**AIM:** Select lines where the word "this" appears.

**INPUT MATERIAL:**
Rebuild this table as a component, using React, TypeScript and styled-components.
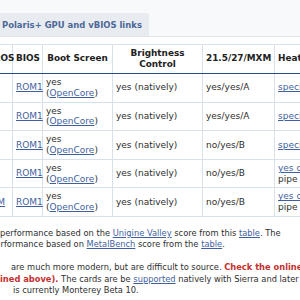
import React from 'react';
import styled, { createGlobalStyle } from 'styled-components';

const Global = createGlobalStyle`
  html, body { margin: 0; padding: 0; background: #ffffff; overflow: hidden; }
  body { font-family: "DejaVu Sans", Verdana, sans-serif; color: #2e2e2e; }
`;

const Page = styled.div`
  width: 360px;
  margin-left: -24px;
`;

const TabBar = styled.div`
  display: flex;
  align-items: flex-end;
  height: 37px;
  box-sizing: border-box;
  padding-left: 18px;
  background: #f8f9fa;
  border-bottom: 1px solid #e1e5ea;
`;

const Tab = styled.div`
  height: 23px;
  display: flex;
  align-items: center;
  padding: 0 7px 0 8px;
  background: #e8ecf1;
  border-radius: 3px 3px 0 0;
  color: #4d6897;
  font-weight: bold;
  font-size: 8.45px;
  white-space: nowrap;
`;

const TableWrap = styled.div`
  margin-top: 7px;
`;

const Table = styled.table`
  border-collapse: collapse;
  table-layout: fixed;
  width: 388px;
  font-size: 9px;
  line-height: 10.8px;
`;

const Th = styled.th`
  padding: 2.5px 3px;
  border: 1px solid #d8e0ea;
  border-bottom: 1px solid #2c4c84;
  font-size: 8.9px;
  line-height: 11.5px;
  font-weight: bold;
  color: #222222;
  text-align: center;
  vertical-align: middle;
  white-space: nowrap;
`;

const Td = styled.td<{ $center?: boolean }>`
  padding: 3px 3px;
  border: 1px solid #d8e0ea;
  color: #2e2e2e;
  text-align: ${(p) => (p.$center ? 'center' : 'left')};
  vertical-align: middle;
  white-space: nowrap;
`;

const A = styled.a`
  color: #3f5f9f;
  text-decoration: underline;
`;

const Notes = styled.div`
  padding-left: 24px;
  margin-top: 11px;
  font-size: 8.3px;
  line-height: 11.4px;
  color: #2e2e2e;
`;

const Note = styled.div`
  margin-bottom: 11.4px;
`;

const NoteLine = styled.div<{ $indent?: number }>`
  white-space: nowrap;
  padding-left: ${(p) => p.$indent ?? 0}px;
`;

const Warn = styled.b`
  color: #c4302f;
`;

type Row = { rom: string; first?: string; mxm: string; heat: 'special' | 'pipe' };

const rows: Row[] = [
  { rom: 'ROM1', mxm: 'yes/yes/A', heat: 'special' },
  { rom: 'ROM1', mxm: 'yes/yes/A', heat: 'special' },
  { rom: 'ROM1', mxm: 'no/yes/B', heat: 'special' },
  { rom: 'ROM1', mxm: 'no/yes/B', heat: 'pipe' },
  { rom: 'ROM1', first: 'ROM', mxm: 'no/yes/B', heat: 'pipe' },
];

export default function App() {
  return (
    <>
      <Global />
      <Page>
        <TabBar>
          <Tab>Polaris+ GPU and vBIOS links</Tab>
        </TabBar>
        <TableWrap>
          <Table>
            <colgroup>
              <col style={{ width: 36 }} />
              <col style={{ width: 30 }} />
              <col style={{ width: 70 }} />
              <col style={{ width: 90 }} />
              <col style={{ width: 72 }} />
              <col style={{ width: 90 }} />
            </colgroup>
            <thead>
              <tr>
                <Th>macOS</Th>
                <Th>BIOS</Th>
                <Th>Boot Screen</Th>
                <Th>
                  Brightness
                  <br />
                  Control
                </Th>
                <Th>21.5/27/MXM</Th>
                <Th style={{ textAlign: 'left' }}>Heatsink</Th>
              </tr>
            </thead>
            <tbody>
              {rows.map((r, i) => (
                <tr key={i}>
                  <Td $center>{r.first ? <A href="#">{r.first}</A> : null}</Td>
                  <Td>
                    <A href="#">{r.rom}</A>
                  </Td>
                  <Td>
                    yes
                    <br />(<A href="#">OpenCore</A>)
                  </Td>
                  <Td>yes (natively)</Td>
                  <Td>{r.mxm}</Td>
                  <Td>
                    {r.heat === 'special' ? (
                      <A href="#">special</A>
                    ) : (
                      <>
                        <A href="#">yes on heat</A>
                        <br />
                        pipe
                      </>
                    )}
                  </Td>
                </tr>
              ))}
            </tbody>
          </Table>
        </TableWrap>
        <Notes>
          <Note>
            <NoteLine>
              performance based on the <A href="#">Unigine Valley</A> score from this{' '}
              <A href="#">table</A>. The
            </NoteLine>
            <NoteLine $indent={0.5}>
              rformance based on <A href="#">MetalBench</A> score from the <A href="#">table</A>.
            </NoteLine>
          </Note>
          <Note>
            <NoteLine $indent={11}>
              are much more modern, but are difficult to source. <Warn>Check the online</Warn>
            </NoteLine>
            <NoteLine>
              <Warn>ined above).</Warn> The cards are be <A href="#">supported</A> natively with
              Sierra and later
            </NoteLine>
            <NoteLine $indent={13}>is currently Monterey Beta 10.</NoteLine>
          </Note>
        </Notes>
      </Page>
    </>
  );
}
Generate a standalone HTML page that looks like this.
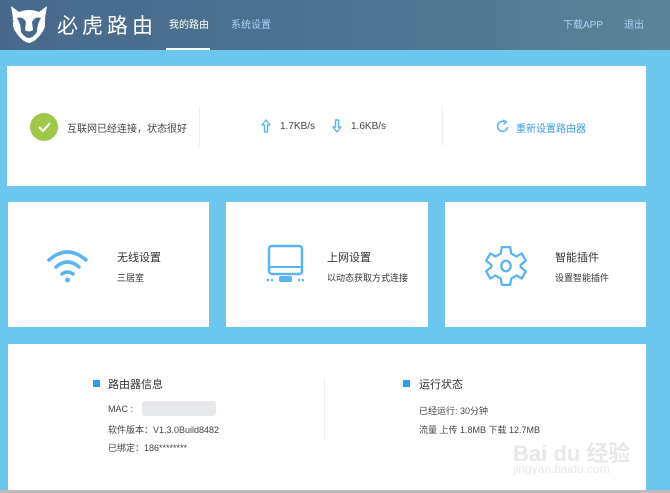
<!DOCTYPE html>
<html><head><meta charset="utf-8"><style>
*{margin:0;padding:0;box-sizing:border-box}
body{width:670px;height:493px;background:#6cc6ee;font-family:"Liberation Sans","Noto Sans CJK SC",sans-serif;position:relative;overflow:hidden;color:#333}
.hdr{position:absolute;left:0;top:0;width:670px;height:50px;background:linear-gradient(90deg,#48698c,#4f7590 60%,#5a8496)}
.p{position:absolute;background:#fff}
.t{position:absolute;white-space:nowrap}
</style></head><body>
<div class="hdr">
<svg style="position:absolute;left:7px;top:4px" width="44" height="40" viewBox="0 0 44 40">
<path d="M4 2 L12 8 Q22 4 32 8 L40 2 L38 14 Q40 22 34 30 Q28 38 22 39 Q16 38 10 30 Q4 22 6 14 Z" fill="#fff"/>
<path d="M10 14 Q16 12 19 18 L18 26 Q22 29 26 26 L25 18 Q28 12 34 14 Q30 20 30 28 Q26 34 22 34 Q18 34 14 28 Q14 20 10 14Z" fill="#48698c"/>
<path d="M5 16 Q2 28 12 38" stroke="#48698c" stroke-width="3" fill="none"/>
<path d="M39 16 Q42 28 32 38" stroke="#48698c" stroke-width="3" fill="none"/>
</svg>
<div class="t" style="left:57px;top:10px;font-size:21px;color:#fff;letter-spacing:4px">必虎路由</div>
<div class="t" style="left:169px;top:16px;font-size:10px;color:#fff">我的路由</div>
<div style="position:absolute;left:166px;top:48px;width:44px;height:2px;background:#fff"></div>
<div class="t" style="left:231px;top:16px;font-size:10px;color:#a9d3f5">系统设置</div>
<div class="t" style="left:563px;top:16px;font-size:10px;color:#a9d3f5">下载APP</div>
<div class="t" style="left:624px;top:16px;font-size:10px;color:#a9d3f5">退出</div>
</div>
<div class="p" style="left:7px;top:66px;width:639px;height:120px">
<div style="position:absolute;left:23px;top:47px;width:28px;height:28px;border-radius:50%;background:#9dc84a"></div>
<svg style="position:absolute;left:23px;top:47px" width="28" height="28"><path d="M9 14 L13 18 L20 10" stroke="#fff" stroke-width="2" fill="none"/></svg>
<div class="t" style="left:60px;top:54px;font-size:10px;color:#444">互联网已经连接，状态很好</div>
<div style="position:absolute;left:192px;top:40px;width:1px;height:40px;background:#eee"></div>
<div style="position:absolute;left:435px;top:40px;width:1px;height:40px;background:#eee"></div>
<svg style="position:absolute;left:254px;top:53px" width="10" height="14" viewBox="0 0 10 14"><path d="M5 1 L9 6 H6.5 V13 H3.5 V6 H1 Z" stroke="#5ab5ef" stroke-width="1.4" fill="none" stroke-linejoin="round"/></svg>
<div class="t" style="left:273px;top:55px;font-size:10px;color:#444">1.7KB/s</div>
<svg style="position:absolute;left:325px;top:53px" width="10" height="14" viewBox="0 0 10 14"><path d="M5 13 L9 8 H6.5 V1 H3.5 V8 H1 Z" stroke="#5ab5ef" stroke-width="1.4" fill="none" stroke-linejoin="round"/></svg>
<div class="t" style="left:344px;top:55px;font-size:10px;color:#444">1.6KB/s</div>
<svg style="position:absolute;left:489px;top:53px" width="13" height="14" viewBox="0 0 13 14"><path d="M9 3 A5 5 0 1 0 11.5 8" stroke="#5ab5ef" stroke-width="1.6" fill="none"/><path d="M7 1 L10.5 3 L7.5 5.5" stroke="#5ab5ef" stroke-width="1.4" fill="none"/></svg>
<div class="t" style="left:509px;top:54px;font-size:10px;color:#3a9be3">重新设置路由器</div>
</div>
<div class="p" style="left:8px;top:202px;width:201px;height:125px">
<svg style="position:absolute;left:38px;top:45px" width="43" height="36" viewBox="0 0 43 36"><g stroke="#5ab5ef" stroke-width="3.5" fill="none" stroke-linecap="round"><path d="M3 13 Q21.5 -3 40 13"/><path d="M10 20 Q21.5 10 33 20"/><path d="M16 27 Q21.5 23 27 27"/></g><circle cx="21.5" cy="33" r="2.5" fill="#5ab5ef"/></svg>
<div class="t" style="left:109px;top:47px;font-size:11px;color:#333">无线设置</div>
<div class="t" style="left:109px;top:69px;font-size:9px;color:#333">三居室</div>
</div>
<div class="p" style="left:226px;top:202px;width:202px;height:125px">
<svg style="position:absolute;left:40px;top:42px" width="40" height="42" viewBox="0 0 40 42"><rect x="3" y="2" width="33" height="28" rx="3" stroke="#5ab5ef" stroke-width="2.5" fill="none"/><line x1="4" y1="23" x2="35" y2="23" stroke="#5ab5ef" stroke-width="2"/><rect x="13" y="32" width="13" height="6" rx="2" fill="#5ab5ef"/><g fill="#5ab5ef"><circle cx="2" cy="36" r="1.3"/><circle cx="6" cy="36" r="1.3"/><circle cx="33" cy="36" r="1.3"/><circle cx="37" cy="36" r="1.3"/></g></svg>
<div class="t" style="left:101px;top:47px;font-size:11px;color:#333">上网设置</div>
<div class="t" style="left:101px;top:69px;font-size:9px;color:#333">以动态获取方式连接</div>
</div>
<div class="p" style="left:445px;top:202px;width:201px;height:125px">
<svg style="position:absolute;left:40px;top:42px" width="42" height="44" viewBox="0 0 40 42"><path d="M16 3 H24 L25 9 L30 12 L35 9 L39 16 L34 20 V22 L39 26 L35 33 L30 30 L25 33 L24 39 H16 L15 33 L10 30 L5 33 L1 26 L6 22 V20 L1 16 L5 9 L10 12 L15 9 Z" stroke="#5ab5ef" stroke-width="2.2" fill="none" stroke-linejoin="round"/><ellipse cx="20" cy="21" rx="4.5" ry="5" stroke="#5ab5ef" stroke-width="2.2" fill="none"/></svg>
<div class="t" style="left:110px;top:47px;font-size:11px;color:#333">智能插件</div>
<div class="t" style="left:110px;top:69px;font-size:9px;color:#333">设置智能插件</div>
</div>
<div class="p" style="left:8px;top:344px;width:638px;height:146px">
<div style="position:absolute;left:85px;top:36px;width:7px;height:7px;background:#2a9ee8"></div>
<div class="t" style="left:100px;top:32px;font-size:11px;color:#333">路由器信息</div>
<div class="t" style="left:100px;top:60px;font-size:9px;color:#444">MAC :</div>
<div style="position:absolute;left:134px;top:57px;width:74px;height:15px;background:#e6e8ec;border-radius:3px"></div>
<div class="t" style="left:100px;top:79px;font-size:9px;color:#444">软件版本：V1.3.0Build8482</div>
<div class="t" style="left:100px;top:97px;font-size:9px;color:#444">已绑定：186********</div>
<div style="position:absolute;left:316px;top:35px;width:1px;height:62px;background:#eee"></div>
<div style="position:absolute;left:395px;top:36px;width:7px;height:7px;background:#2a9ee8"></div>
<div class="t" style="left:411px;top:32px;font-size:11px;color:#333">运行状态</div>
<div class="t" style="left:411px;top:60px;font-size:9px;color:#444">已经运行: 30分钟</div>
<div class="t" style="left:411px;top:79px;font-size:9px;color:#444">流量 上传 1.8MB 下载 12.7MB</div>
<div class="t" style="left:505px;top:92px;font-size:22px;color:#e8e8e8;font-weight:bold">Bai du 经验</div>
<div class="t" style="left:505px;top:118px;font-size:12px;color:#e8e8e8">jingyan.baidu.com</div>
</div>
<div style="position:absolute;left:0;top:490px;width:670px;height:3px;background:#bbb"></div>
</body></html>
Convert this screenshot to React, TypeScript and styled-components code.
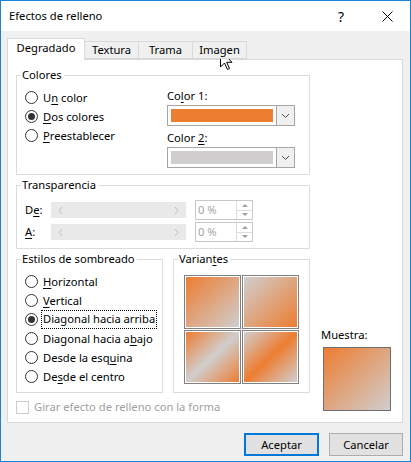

**EXERCISE RESPONSE:**
Rebuild this table as a component, using React, TypeScript and styled-components.
              performance based on the <A href="#">Unigine Valley</A> score from this{' '}
Generate a standalone HTML page that looks like this.
Convert this screenshot to React, TypeScript and styled-components code.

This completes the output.